Supplied information:
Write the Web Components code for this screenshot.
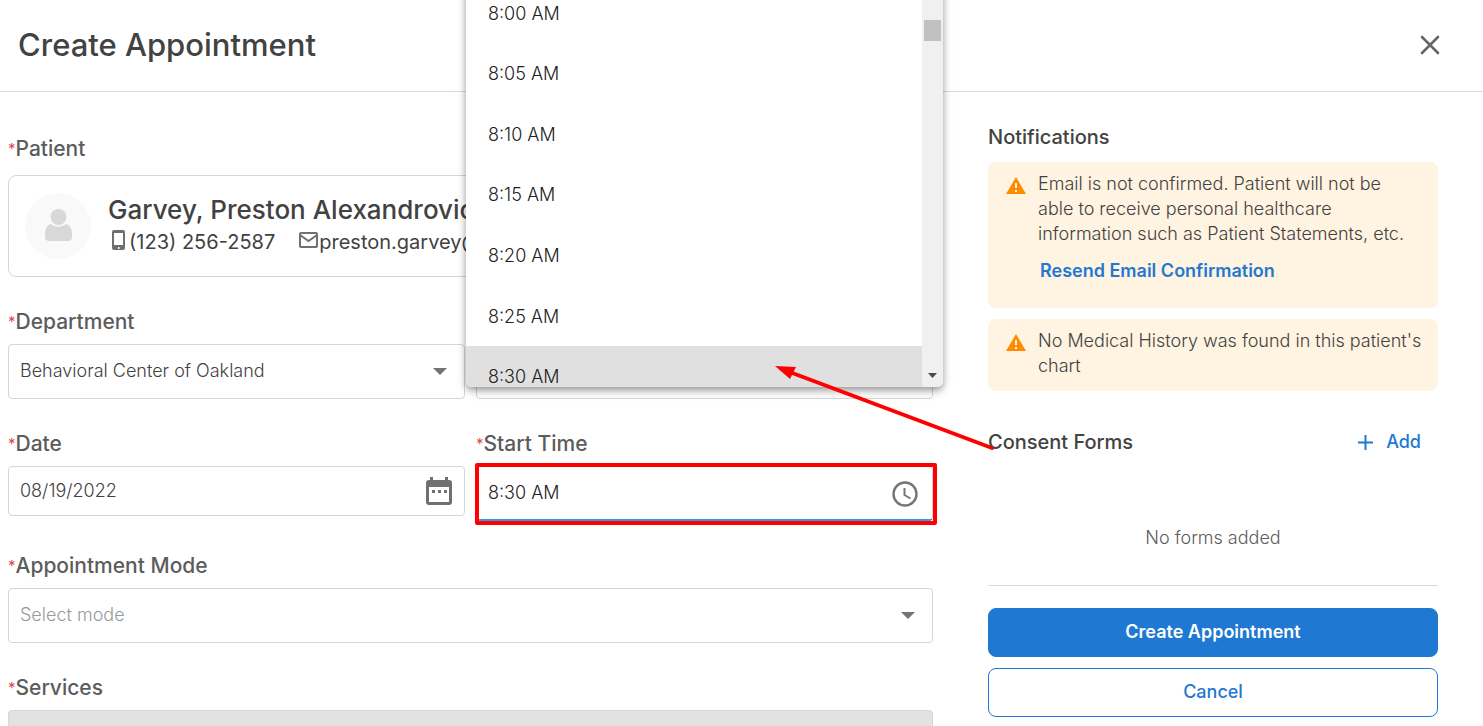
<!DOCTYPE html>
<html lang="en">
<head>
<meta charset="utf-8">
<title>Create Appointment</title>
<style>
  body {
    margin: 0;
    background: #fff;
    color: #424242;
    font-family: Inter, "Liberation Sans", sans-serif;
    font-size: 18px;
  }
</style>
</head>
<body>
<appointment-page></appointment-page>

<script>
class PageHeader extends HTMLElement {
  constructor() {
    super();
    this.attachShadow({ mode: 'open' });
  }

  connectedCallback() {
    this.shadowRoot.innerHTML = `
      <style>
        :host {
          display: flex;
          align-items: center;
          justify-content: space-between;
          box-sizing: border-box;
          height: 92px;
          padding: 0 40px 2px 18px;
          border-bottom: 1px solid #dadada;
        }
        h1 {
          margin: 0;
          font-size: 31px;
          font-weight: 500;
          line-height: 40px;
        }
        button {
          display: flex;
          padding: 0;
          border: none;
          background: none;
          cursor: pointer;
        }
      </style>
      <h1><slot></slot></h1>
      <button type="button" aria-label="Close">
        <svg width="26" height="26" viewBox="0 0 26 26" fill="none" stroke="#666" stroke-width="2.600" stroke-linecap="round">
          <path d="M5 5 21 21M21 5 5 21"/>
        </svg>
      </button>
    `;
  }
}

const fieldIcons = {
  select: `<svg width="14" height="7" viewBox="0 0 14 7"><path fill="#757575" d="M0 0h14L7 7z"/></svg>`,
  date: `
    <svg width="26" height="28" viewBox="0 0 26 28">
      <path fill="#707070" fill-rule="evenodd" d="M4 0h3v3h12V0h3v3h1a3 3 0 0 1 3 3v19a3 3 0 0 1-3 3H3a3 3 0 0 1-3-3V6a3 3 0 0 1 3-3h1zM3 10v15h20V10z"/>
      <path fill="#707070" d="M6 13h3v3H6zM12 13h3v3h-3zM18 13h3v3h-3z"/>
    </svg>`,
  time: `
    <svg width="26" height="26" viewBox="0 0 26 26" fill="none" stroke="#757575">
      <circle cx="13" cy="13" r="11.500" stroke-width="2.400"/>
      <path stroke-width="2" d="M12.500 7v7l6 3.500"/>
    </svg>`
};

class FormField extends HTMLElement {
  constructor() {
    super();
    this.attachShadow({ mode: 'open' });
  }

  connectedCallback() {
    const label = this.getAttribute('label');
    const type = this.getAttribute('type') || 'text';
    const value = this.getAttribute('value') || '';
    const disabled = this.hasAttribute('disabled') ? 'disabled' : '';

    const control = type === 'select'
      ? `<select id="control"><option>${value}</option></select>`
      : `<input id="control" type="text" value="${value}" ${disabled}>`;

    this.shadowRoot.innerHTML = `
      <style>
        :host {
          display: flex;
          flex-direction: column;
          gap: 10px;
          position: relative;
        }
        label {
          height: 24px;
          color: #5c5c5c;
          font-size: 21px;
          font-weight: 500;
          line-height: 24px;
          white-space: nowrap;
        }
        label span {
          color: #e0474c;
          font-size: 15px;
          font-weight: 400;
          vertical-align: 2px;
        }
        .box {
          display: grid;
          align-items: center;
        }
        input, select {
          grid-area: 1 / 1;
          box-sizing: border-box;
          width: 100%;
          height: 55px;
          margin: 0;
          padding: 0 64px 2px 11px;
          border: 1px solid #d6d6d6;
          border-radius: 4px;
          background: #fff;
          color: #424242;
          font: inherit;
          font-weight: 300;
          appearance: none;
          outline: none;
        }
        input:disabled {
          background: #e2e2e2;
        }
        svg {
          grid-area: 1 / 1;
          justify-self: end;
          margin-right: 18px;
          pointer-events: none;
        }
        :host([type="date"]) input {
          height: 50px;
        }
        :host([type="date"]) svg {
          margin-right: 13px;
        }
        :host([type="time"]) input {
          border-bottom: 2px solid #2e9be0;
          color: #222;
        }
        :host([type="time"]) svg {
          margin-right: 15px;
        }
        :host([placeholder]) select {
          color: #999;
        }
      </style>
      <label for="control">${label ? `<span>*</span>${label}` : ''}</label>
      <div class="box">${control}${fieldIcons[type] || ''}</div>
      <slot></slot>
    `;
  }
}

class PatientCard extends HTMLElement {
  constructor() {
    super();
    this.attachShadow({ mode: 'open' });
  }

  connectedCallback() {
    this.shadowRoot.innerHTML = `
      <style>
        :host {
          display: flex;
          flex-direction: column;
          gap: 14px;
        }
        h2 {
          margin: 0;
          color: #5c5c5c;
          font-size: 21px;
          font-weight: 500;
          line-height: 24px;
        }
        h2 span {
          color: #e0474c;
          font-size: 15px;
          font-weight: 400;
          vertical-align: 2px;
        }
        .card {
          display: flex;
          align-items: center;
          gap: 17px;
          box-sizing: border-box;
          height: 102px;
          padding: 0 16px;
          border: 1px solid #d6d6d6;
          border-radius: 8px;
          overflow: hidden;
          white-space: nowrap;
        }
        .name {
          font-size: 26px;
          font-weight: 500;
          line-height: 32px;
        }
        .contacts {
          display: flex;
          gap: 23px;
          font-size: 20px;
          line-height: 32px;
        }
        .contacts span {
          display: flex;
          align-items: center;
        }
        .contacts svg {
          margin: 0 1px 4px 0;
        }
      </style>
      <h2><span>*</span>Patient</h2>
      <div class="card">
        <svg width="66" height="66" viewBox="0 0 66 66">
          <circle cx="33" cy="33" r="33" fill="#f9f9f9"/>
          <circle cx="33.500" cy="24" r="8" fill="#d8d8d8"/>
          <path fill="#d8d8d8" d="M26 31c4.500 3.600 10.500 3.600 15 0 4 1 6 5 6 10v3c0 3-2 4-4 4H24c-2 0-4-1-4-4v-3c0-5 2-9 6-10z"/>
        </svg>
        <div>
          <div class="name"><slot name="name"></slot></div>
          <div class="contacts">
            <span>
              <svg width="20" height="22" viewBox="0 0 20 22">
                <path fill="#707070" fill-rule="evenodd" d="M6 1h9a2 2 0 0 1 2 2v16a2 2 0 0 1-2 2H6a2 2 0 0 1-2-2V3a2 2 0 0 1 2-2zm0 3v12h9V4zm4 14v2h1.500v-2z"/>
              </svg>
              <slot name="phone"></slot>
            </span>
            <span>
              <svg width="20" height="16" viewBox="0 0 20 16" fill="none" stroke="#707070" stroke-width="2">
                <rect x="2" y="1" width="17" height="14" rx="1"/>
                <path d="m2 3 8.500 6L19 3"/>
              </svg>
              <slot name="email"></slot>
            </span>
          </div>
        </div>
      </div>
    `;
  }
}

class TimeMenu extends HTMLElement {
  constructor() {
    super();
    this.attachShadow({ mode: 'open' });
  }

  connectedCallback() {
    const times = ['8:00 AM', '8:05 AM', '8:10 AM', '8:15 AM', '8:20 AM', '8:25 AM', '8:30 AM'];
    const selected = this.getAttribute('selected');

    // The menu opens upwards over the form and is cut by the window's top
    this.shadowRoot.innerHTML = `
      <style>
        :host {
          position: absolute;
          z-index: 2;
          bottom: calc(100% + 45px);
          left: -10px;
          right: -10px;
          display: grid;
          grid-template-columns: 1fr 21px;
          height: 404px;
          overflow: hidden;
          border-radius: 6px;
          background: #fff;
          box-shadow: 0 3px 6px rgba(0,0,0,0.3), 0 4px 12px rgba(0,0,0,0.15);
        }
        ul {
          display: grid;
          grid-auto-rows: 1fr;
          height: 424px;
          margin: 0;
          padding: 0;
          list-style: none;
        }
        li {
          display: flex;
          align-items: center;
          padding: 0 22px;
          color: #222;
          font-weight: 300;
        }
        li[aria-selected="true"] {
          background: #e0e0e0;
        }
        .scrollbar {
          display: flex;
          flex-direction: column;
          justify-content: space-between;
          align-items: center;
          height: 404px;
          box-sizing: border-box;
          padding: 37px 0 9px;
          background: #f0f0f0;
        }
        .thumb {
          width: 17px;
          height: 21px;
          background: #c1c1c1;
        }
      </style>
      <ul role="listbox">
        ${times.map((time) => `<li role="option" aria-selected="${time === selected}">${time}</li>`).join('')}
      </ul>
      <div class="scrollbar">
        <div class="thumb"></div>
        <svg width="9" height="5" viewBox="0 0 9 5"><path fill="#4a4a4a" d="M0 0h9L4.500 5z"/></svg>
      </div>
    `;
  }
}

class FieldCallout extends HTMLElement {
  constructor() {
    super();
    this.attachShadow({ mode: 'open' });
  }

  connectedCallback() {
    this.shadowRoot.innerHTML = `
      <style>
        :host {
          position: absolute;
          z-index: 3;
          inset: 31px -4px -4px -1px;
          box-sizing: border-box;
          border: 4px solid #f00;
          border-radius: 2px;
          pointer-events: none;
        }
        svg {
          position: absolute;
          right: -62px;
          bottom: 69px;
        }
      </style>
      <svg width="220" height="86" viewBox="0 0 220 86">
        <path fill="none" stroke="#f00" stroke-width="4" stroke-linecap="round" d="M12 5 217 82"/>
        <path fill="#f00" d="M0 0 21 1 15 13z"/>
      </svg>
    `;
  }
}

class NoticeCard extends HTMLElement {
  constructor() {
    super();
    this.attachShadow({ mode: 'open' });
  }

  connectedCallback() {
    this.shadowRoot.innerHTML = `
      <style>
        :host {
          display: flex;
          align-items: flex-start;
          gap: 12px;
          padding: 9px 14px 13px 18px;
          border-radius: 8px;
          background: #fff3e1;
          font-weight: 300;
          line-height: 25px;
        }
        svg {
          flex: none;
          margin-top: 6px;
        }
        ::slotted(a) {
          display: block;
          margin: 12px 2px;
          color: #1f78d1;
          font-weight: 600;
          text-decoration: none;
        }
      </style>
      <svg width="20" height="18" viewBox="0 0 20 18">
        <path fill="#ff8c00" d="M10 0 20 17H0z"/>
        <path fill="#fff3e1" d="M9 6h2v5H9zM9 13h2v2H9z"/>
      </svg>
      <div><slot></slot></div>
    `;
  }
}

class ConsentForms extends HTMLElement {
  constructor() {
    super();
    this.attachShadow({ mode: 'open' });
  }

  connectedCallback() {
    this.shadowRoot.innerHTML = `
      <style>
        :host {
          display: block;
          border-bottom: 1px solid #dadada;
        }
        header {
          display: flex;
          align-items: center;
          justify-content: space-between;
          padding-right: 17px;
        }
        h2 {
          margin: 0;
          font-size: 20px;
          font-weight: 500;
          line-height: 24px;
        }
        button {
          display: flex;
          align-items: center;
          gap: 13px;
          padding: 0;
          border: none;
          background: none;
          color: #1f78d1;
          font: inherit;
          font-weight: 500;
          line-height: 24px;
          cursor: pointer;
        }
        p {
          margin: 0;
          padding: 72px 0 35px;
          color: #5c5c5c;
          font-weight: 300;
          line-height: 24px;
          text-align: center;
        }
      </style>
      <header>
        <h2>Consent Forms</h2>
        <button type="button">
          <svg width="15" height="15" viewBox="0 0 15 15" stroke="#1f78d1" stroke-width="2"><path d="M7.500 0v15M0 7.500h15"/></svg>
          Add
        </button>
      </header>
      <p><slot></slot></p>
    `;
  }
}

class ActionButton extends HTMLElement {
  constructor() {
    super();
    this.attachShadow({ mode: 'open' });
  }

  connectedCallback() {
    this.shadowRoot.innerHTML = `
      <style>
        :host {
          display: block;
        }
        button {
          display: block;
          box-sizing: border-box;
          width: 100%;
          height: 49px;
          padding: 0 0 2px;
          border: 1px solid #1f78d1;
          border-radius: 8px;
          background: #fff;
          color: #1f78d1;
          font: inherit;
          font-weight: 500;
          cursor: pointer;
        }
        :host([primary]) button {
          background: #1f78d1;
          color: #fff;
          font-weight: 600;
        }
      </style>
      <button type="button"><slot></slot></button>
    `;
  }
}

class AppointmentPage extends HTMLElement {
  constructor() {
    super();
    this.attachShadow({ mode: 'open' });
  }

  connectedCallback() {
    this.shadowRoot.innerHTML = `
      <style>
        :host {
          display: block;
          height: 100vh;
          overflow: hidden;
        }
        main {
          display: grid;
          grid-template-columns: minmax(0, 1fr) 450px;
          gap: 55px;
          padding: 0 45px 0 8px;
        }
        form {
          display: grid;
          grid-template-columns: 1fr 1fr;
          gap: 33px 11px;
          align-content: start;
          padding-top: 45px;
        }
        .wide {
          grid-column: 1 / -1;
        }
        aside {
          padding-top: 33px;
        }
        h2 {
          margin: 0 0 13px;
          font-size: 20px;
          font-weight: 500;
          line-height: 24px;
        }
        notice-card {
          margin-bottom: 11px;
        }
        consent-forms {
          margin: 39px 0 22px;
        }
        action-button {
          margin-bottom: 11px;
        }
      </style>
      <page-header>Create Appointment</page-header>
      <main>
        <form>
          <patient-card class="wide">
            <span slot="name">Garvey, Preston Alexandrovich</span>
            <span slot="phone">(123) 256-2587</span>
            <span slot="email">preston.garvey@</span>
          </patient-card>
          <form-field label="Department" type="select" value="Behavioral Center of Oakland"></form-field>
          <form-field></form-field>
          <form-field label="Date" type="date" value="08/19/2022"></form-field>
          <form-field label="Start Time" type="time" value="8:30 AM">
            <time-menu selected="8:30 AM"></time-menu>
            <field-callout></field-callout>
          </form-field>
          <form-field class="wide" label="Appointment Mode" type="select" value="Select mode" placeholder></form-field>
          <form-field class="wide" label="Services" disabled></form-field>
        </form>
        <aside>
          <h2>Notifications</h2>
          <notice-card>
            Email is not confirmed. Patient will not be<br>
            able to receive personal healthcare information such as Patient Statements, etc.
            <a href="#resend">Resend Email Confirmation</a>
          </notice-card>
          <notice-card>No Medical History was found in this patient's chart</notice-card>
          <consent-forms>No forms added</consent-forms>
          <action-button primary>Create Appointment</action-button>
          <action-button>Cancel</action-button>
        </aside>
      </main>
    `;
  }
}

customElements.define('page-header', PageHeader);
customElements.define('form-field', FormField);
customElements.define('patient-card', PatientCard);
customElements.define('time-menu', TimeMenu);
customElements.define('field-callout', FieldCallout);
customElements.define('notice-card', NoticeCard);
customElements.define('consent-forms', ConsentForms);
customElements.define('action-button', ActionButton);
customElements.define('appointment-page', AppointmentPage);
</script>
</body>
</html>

Task requirements:
From the first line of the listing above, repeat every line through the one holding "<appointment-page></appointment-page>". Both ends count, and pictures stay out.

Full response:
Write the Web Components code for this screenshot.
<!DOCTYPE html>
<html lang="en">
<head>
<meta charset="utf-8">
<title>Create Appointment</title>
<style>
  body {
    margin: 0;
    background: #fff;
    color: #424242;
    font-family: Inter, "Liberation Sans", sans-serif;
    font-size: 18px;
  }
</style>
</head>
<body>
<appointment-page></appointment-page>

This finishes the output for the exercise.